**TASK DETAILS**
For each line of the data below that holds "this", copy the line.

**DATA SEGMENT**

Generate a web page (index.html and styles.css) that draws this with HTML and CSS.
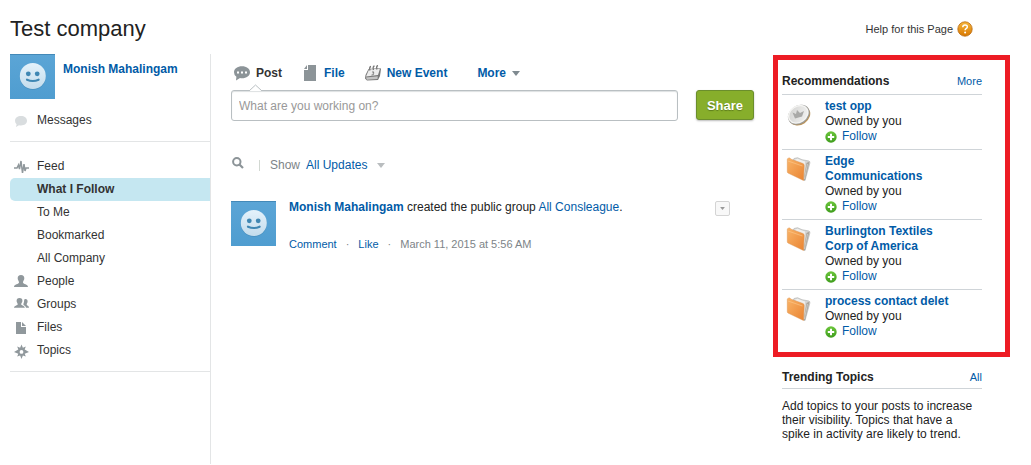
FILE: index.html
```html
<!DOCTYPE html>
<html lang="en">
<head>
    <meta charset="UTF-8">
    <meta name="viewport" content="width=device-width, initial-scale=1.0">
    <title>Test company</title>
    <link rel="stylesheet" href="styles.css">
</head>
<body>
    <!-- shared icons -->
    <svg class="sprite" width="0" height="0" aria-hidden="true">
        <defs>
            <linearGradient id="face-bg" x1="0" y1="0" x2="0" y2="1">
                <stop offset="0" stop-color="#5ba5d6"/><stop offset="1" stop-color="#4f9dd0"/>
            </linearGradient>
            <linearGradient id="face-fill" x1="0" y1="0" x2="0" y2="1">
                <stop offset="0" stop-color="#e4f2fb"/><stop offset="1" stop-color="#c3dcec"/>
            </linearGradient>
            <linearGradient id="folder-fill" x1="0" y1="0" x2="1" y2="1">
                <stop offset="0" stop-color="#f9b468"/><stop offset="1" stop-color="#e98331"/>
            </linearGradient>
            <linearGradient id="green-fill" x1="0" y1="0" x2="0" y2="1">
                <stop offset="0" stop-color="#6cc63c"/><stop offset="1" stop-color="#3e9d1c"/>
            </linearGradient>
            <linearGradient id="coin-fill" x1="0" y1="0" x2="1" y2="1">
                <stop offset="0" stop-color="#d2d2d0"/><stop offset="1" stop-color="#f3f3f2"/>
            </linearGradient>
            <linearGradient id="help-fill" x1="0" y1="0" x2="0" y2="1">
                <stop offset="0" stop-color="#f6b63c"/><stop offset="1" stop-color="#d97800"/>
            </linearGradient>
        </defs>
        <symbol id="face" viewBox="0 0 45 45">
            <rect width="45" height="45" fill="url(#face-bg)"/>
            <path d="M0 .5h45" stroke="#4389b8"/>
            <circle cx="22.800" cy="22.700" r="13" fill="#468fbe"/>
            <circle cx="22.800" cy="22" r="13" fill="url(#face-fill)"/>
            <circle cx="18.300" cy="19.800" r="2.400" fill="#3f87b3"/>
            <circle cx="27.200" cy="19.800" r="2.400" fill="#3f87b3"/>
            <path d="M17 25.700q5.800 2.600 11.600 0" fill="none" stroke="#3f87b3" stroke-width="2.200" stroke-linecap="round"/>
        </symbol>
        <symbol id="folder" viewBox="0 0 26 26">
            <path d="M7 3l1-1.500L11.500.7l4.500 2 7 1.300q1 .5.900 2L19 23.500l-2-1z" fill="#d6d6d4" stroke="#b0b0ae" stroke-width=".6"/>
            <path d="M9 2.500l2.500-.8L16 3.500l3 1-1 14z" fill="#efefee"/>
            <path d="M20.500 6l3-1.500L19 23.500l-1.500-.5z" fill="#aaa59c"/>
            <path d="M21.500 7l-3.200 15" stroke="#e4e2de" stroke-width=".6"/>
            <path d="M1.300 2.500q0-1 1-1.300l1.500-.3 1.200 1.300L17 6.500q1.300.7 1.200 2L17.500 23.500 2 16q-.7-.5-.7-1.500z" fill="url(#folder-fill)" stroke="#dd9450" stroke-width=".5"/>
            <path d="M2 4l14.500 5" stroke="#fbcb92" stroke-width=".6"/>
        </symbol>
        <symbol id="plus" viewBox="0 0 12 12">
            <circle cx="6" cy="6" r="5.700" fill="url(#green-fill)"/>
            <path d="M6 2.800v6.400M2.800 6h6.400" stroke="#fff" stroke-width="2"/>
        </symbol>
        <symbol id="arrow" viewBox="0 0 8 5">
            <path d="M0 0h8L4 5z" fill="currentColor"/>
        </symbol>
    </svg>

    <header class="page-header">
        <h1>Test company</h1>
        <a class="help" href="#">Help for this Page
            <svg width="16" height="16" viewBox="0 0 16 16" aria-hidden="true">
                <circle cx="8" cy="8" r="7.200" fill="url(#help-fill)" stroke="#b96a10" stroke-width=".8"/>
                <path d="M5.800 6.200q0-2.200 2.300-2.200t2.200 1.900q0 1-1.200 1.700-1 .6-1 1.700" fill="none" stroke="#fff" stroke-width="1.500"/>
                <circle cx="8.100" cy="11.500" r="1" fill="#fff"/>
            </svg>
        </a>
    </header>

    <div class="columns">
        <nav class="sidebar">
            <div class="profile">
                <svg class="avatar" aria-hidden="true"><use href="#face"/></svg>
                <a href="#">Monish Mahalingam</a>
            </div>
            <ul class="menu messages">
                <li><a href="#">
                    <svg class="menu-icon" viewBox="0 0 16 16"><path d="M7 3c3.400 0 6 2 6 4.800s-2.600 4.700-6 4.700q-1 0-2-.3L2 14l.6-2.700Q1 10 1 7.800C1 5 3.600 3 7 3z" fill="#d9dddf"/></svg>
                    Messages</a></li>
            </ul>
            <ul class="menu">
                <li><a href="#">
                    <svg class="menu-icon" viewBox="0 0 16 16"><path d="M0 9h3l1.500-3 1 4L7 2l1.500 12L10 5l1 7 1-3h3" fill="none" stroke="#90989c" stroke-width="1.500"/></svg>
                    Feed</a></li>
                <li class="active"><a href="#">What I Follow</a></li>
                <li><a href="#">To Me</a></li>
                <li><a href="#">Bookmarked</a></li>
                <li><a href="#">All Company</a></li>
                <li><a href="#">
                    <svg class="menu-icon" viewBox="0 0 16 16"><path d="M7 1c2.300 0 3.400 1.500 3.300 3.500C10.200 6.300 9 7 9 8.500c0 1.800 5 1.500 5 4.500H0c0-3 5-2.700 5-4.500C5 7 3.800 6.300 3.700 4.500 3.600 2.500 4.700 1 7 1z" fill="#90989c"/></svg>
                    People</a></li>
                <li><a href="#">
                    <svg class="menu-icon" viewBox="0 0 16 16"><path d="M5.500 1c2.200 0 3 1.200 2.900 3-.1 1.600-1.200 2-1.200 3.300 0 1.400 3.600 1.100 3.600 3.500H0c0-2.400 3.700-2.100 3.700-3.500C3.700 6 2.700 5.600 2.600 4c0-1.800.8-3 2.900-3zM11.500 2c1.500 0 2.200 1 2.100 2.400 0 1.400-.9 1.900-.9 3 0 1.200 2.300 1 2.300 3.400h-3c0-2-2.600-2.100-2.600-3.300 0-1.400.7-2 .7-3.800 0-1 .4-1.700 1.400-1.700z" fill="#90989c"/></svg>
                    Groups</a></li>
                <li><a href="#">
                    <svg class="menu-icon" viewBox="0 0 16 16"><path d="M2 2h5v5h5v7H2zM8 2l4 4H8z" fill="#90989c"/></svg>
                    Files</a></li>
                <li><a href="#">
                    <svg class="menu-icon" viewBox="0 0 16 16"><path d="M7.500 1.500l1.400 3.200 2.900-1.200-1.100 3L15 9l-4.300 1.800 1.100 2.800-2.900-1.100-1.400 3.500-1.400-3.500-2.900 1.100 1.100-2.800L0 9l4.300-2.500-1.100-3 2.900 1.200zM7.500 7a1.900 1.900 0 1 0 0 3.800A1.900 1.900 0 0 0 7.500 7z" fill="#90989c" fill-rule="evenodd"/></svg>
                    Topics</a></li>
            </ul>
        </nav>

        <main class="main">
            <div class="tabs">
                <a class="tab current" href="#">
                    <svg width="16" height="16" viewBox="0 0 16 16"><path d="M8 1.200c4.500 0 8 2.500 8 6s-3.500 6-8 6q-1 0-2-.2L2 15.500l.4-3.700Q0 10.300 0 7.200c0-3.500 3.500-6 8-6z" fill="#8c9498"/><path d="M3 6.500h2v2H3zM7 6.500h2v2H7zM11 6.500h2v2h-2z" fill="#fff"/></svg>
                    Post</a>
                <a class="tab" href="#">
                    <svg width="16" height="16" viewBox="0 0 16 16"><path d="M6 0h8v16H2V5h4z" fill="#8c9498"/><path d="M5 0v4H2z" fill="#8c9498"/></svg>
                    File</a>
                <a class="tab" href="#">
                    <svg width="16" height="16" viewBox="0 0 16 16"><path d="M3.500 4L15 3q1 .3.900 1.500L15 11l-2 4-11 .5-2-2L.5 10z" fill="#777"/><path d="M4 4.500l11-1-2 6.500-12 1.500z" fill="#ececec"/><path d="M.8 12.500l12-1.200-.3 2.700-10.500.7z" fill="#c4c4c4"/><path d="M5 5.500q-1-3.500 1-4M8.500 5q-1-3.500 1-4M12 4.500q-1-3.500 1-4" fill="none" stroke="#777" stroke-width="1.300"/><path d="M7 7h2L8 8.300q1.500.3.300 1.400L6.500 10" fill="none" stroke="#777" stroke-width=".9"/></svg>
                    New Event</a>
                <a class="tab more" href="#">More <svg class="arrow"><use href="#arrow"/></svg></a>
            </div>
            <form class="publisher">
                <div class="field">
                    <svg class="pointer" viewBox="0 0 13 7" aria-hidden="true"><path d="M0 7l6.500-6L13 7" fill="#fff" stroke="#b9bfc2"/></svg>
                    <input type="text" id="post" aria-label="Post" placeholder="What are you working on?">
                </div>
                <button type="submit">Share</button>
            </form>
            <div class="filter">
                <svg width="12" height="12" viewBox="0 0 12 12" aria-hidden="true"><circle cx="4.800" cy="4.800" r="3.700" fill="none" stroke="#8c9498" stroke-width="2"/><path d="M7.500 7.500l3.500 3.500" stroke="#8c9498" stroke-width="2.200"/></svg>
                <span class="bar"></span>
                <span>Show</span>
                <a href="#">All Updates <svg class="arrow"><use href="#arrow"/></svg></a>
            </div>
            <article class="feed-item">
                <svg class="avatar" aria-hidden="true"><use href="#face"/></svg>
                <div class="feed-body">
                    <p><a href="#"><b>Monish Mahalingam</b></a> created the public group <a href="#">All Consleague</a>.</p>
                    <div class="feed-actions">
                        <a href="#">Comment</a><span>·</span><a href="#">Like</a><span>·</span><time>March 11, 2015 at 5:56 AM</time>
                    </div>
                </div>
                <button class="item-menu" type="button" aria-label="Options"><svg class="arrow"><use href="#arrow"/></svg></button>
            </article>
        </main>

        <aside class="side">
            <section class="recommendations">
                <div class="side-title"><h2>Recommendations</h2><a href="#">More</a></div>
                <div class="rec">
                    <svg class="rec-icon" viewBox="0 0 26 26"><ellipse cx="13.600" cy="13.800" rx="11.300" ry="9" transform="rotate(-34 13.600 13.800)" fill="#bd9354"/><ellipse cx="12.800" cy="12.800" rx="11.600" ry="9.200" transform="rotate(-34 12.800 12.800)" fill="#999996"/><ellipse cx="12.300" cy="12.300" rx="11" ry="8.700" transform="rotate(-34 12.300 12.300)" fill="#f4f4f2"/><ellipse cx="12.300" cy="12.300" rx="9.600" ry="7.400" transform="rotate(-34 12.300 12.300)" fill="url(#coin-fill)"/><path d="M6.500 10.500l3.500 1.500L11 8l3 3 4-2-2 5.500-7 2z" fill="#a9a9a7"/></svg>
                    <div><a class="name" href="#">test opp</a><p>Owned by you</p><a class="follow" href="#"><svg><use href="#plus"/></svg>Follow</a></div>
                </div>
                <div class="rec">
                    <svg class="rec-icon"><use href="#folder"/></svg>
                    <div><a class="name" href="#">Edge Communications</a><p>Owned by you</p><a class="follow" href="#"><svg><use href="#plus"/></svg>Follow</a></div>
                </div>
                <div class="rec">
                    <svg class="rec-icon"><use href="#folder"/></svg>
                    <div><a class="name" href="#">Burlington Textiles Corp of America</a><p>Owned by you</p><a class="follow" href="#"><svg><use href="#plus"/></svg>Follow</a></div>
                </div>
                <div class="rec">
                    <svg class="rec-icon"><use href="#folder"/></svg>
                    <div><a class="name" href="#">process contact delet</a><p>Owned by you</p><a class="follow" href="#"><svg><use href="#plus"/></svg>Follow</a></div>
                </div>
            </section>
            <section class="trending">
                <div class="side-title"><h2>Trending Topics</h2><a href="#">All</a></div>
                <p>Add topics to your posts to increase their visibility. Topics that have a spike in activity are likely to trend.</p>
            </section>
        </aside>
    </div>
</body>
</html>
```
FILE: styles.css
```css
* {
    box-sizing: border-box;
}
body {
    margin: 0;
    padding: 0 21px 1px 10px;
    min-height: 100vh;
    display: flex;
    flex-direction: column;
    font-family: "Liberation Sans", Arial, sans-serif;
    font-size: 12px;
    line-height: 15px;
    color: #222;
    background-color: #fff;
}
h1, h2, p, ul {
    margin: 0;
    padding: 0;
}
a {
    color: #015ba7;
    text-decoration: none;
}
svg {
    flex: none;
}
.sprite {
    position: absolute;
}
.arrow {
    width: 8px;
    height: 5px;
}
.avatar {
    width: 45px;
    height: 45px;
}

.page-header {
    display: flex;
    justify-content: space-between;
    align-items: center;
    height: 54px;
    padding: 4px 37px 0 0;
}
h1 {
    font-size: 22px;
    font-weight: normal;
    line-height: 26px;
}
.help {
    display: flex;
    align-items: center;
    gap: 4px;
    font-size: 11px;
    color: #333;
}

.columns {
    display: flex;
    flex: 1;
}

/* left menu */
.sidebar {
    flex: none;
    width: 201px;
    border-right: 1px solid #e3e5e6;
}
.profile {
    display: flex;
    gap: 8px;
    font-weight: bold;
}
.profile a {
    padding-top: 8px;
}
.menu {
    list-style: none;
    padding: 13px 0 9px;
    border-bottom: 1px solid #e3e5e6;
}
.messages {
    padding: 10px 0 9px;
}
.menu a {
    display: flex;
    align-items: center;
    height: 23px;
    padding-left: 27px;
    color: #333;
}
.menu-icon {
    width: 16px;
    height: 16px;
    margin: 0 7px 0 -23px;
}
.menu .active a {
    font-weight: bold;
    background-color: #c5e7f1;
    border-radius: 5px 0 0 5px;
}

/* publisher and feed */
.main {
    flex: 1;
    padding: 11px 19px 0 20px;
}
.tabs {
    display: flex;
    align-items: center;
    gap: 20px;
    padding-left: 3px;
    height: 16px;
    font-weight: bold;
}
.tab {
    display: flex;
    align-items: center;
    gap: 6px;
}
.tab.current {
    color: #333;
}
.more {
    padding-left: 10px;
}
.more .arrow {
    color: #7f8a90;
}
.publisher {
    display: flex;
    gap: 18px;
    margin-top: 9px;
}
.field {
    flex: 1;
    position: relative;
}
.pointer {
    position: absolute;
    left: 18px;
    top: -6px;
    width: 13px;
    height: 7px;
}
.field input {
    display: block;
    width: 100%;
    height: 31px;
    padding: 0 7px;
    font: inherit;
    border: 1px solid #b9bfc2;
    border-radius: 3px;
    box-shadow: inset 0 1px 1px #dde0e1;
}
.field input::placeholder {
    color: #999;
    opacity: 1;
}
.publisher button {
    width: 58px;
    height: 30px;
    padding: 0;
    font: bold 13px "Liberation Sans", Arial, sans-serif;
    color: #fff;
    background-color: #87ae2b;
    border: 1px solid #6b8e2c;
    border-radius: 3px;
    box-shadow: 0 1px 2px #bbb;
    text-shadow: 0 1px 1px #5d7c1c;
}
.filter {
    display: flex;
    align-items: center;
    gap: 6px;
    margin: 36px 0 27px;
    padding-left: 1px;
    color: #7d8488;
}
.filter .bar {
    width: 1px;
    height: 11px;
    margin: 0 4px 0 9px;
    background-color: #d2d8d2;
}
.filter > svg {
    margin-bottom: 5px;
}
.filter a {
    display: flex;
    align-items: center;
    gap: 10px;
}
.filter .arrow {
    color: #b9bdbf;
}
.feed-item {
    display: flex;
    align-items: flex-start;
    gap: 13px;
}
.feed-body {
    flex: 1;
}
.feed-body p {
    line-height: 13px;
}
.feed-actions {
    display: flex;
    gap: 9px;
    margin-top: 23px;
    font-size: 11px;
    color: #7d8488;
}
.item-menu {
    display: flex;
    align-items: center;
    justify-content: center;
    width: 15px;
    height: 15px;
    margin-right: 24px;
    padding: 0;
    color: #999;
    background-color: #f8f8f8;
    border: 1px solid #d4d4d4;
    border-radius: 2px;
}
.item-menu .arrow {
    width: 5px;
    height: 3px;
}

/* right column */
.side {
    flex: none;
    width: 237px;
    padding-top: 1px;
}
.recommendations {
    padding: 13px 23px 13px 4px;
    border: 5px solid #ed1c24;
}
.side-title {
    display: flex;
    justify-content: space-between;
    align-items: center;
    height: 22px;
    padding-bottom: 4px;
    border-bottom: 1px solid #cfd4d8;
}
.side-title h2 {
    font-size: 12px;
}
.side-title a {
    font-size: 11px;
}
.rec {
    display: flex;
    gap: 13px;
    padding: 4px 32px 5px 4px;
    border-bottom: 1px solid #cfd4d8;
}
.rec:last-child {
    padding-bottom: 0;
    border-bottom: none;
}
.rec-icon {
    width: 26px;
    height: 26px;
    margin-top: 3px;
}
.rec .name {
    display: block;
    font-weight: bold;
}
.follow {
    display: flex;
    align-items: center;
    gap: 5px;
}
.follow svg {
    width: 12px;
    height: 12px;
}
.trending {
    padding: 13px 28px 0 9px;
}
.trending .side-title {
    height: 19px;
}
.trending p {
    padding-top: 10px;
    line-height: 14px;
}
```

**TASK OUTPUT**
Generate a web page (index.html and styles.css) that draws this with HTML and CSS.
        <a class="help" href="#">Help for this Page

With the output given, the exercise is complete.